Cell wall composition and digestibility alterations in Brachypodium distachyon acheived through reduced expression of the UDP-arabinopyranose mutase

Authors: Rancour, David; Hatfield, Ronald; Marita, Jane; ROHR, NICHOLAS - University Of Georgia; SCHMITZ, ROBERT - University Of Georgia

Submitted to: American Society of Plant Biologists Annual Meeting
Publication Type: Abstract Only
Publication Acceptance Date: 6/5/2015
Publication Date: N/A
Citation: N/A

Interpretive Summary:

Technical Abstract: Plant cell-wall polysaccharide biosynthesis requires nucleotide-activated sugars. The prominent grass cell wall sugars, glucose (Glc), xylose (Xyl), and arabinose (Ara), are biosynthetically related via the UDP-sugar interconversion pathway. RNA-seq analysis of Brachypodium distachyon UDP-sugar interconversion pathway- encoding genes indicates high gene expression in aerial organs with active cell wall biosynthesis.
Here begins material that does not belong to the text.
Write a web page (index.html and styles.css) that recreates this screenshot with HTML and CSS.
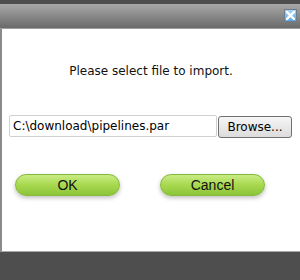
FILE: index.html
```html
<!DOCTYPE html>
<html lang="en">
<head>
    <meta charset="UTF-8">
    <title>Import</title>
    <link rel="stylesheet" href="styles.css">
</head>
<body>
    <div class="dialog">
        <div class="titlebar">
            <button class="close" title="Close">
                <svg width="9" height="9" viewBox="0 0 9 9">
                    <path d="M1 1 L8 8 M8 1 L1 8" stroke="#fff" stroke-width="2.4" stroke-linecap="square"/>
                </svg>
            </button>
        </div>
        <div class="content">
            <p class="message">Please select file to import.</p>
            <div class="file-row">
                <input type="text" class="file-input" value="C:\download\pipelines.par">
                <button class="browse">Browse...</button>
            </div>
            <div class="actions">
                <button class="pill">OK</button>
                <button class="pill">Cancel</button>
            </div>
        </div>
    </div>
</body>
</html>
```

FILE: styles.css
```css
body {
    margin: 0;
    background-color: #4e4e4e;
    font-family: "DejaVu Sans", Verdana, sans-serif;
}
.dialog {
    margin-top: 4px;
}
.titlebar {
    height: 25px;
    background: linear-gradient(#a8a8a8, #6a6a6a);
    border-bottom: 1px solid #a0a0a0;
    display: flex;
    justify-content: flex-end;
    align-items: flex-start;
    padding: 5px 3px 0 0;
    box-sizing: border-box;
}
.close {
    width: 13px;
    height: 13px;
    padding: 0;
    border: 1px solid #6e7c8c;
    background: linear-gradient(#a9d4f5, #5aa6e6);
    display: flex;
    align-items: center;
    justify-content: center;
}
.content {
    background-color: #fff;
    border-left: 2px solid #8a8a8a;
    border-bottom: 1px solid #a8a8a8;
    height: 223px;
    box-sizing: border-box;
    padding-top: 35px;
}
.message {
    margin: 0;
    text-align: center;
    font-size: 12px;
    color: #111;
}
.file-row {
    display: flex;
    margin: 37px 0 0 7px;
    gap: 1px;
}
.file-input {
    width: 208px;
    height: 22px;
    box-sizing: border-box;
    border: 1px solid #d0d0d0;
    border-radius: 2px;
    padding: 0 3px;
    font-family: "DejaVu Sans", Tahoma, sans-serif;
    font-size: 12px;
    color: #000;
}
.browse {
    width: 74px;
    height: 22px;
    margin-top: 1px;
    border: 1px solid #707070;
    border-radius: 3px;
    background: linear-gradient(#f6f6f6, #dcdcdc);
    font-family: "DejaVu Sans", Tahoma, sans-serif;
    font-size: 12px;
    color: #000;
    padding: 0;
}
.actions {
    display: flex;
    gap: 40px;
    margin: 36px 0 0 13px;
}
.pill {
    width: 105px;
    height: 22px;
    border: 1px solid #86b83a;
    border-radius: 11px;
    background: linear-gradient(#c8ec86, #a8d84e 50%, #8cc53a);
    box-shadow: 0 2px 4px rgba(0, 0, 0, 0.25);
    font-family: "Liberation Sans", Arial, sans-serif;
    font-size: 14px;
    color: #111;
    padding: 0;
}
```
We sought to generate UDP-sugar interconversion pathway transgenic Brachypodium lines, resulting in cell wall carbohydrate composition changes with improved digestibility while maintaining normal plant stature. Both RNAi-mediated gene-suppression and constitutive gene-expression approaches were performed. Cell walls from 336 T0 transgenic plants with normal appearance were screened for complete carbohydrate composition. RNAi mutants of BdRGP1, a UDP-arabinopyranose mutase, resulted in significant decreases in cell wall Ara content, but with minimal change in plant stature. Five independent RNAi-RGP1 T1 plant lines were used for in-depth analysis of plant cell walls. Real-time PCR analysis indicated that gene expression levels for BdRGP1, BdRGP2, and BdRGP3 were reduced in RNAi-RGP1 plants to 15-20% of controls. Cell wall Ara content was reduced by 23-51% of control levels, but no changes in Xyl and Glc content were observed. Corresponding decreases in cell wall ferulic acid (FA), ferulic acid-dimers (FA-dimers), and cell wall p-coumarates (pCA) were observed. We demonstrated that the cell wall pCA decrease corresponds to Ara-coupled pCA. Xylanase-mediated digestibility of RNAi-RGP1 Brachypodium cell walls resulted in a near twofold increase of released total carbohydrate. However, cellulolytic hydrolysis of cell wall material was inhibited in leaves of RNAi-RGP1 mutants. Our results indicated that targeted manipulation of UDP-sugar biosynthesis can result in biomass with substantially altered compositions, but highlighted the complex effect that cell wall composition can have on digestibility.